From: wangwensheng (C)
Date: Thu Aug 14 2025 - 21:43:45 EST




在 2025/8/14 22:19, Greg KH 写道:
On Thu, Aug 14, 2025 at 08:29:49PM +0800, Wang Wensheng wrote:
The deferred_probe_timeout_work may be canceled forever unexpected when
deferred_probe_extend_timeout() executes concurrently. Start with
deferred_probe_timeout_work pending, and the problem would
occur after the following sequence.

CPU0 CPU1
deferred_probe_extend_timeout
-> cancel_delayed_work => true
deferred_probe_extend_timeout
-> cancel_delayed_wrok
-> __cancel_work
-> try_grab_pending
-> schedule_delayed_work
-> queue_delayed_work_on
since pending bit is grabbed,
just return without doing anything
-> set_work_pool_and_clear_pending
this __cancel_work return false and
the work would never be queued again

The root cause is that the PENDING_BIT of the work_struct would be set
temporaily in __cancel_work and this bit could prevent the work_struct
to be queued in another CPU.

Use deferred_probe_mutex to protect the cancel and queue operations for
the deferred_probe_timeout_work to fix this problem.
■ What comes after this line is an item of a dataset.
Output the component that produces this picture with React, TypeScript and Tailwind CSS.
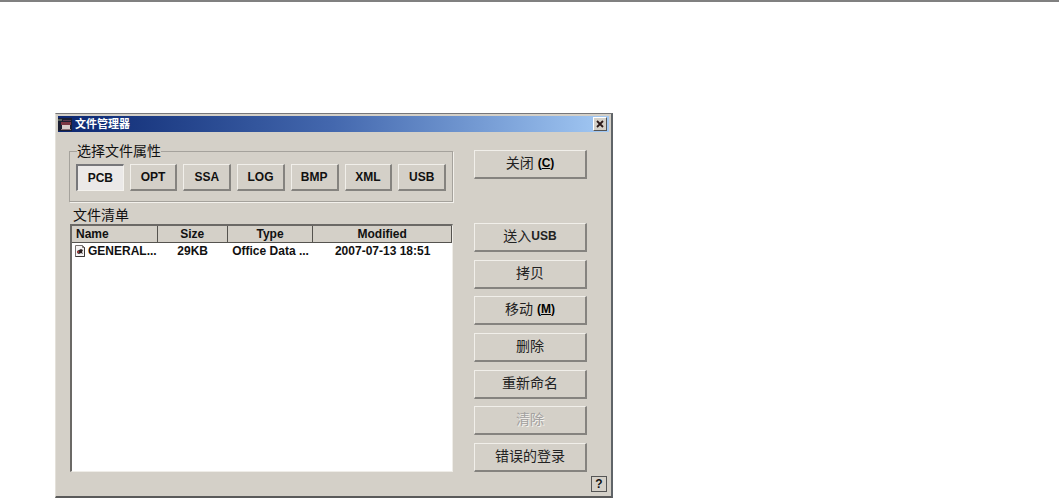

Fixes: 2b28a1a84a0e ("driver core: Extend deferred probe timeout on driver registration")
Cc: <stable@xxxxxxxxxxxxxxx>
Signed-off-by: Wang Wensheng <wangwensheng4@xxxxxxxxxx>
---
drivers/base/dd.c | 1 +
1 file changed, 1 insertion(+)

diff --git a/drivers/base/dd.c b/drivers/base/dd.c
index 13ab98e033ea..00419d2ee910 100644
--- a/drivers/base/dd.c
+++ b/drivers/base/dd.c
@@ -323,6 +323,7 @@ static DECLARE_DELAYED_WORK(deferred_probe_timeout_work, deferred_probe_timeout_
void deferred_probe_extend_timeout(void)
{
+ guard(mutex)(&deferred_probe_mutex);

But if you grab the lock here, in the probe timeout function, the lock
will be grabbed again, causing a deadlock, right? If not, why not?

It's not a sync version of cancel_work, so the execuation of the work function doesn't block us here, nor does the schedule_delayed_work does.

Indead, deferred_probe_mutex is used to protect the deferred_probe_*_list, it looks better to use a new lock here. Right?


Have you run this patch with lockdep enabled?

This feels broken to me, what am I missing?

thanks,

greg k-h